Zimbabwe's white farmers say they have been invited to apply for land - in an apparent U-turn by the government which has seized their land.
Many farms were wrecked when occupied by government supporters
All but 300 of the 4,000 white farmers have been forced off their land since President Robert Mugabe started his "fast-track" land reform in 2000.
A farmers' leader says some 200 applications have already been made and more are coming in.
Critics say the reforms have devastated the economy and led to massive hunger.
Much of the formerly white-owned land is no longer being productively used - either because the beneficiaries have no experience of farming or they lack finance and tools.

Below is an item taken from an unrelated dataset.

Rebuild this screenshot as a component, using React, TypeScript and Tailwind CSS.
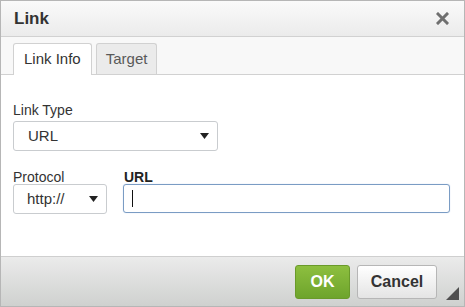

Many farms were wrecked when they were invaded by government supporters.
The government has admitted that the exercise has been beset by corruption.
President Mugabe this month celebrated 26 years in power
But Mr Mugabe blames Zimbabwe's economic problems on a plot by Western countries to topple him.
"There is an understanding that our members want to play a significant role in agriculture production, food security and generation of foreign currency for the country," Trevor Gifford, Commercial Farmers' Union vice-president told Reuters news agency.
"It is within this context that we were invited to submit the applications and I do know that instructions have been given to provincial land committees to process the applications and we are now awaiting responses," he said.
'No going back'
Didymus Mutasa, the minister in charge of land reform, could not be reached for comment.
But on Wednesday he said: "There is definitely no going back on our policy on land."
He also said that 99-year leases for commercial farms would be distributed by June, which he hoped would lead to higher agricultural output.
Earlier this year, Agriculture Minister Joseph Made told the BBC News website that any Zimbabwean was free to apply for land, whether white or black, as long as they used it.
Under colonial rule, the best agricultural land was reserved for whites - a policy which Mr Mugabe says he is trying to reverse.
But many white-owned farms were highly mechanised, productive businesses which formed the backbone of the economy.
The opposition says Mr Mugabe is using the land to buy votes.